The European Court of Justice has validated the so-called Rule of Law Conditionality Mechanism adopted by the European Union in 2020. It could soon be used to cut back EU funds for countries who have been found of infringing fundamental principles of European Union law such as the independence of the judiciary or freedom of the press. Hungary and Poland had brought a suit against the measure, which the ECJ rejected in two rulings on Wednesday.
The highest court of the EU, which is based in Luxembourg, held that the EU regulation of December 2020 which for the first time linked payments from the EU budget to the respect for the principles of the rule of law in EU member states was in line with the EU founding treaties.
Hungary and Poland had brought an action before the Court of Justice for the annulment of this regulation, accusing the EU institutions of exceeding its powers.

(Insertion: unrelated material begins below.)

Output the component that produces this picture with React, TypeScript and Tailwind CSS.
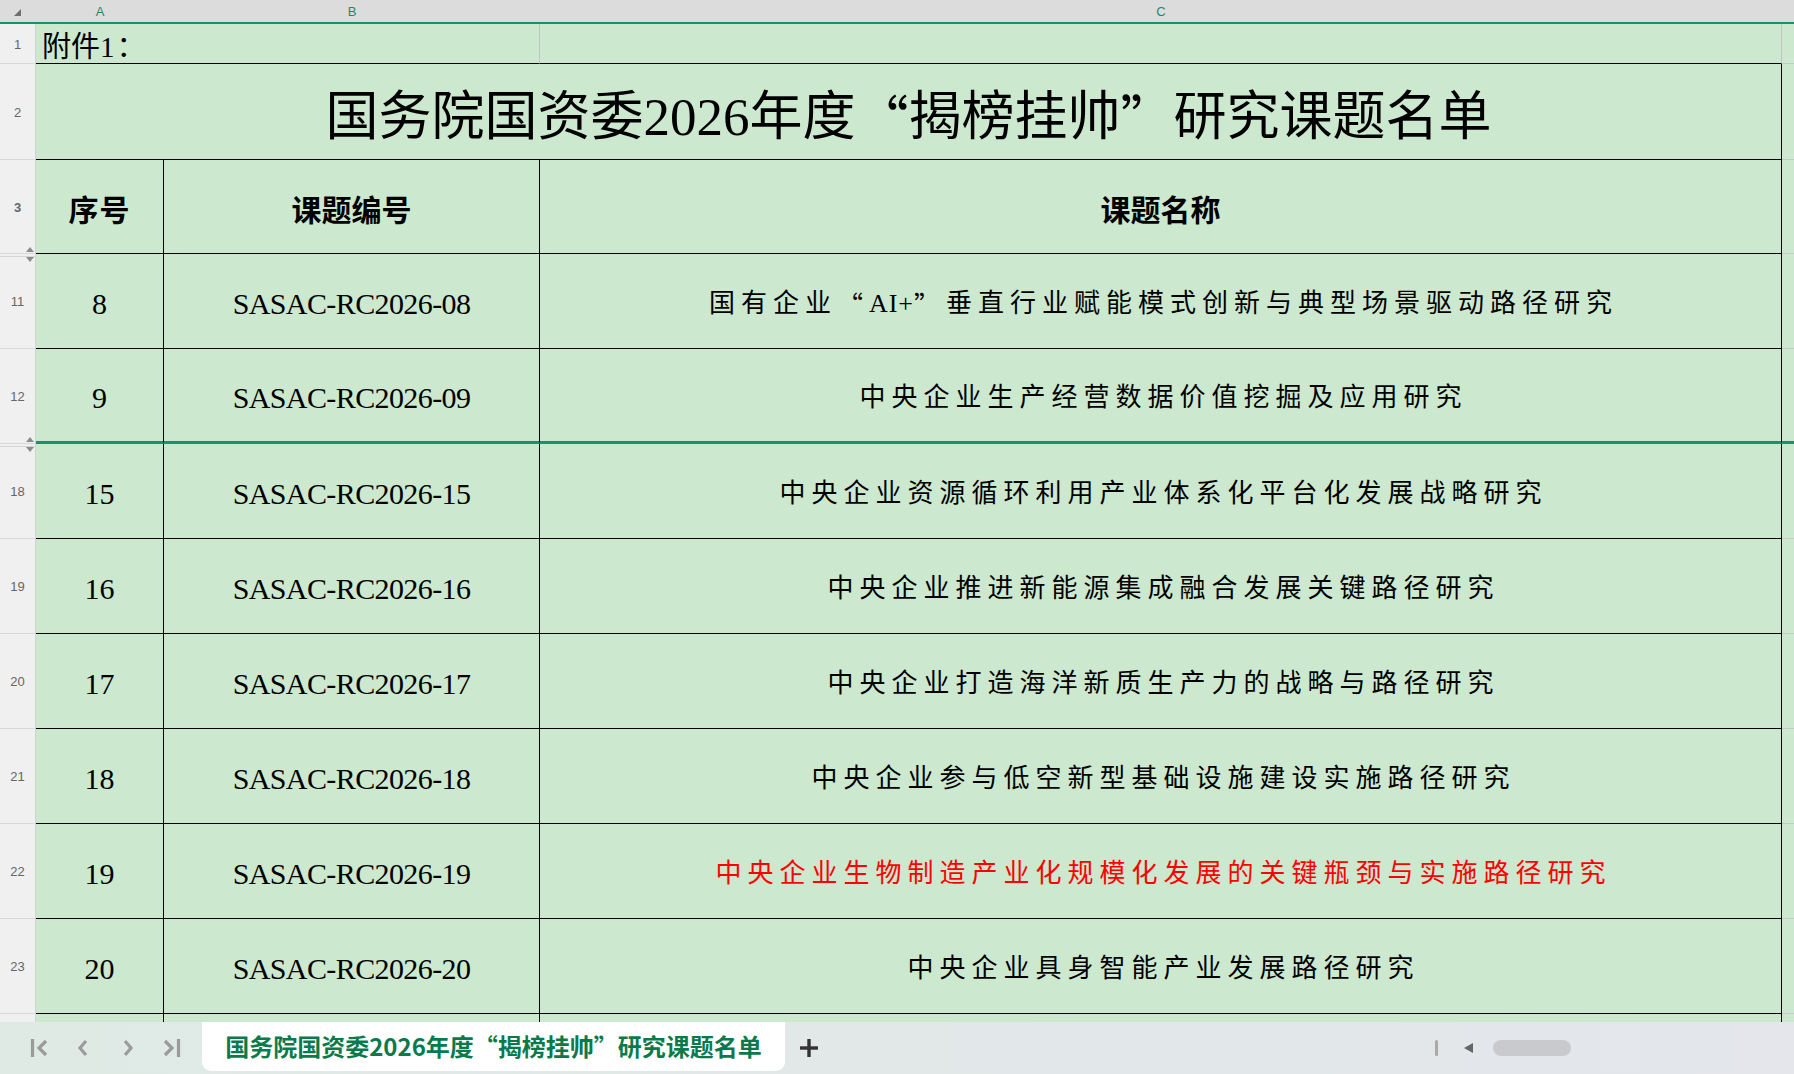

Germany, Ireland, Spain, France, Luxembourg, the Netherlands, Finland, Sweden and the Commission intervened in support of the European Parliament and the Council.
The regulation safeguards “the legitimate interests of final recipients and beneficiaries”, the Luxembourg judges ruled. Member states had to comply with the common values on which the European Union is founded as they “define the very identity of the European Union”.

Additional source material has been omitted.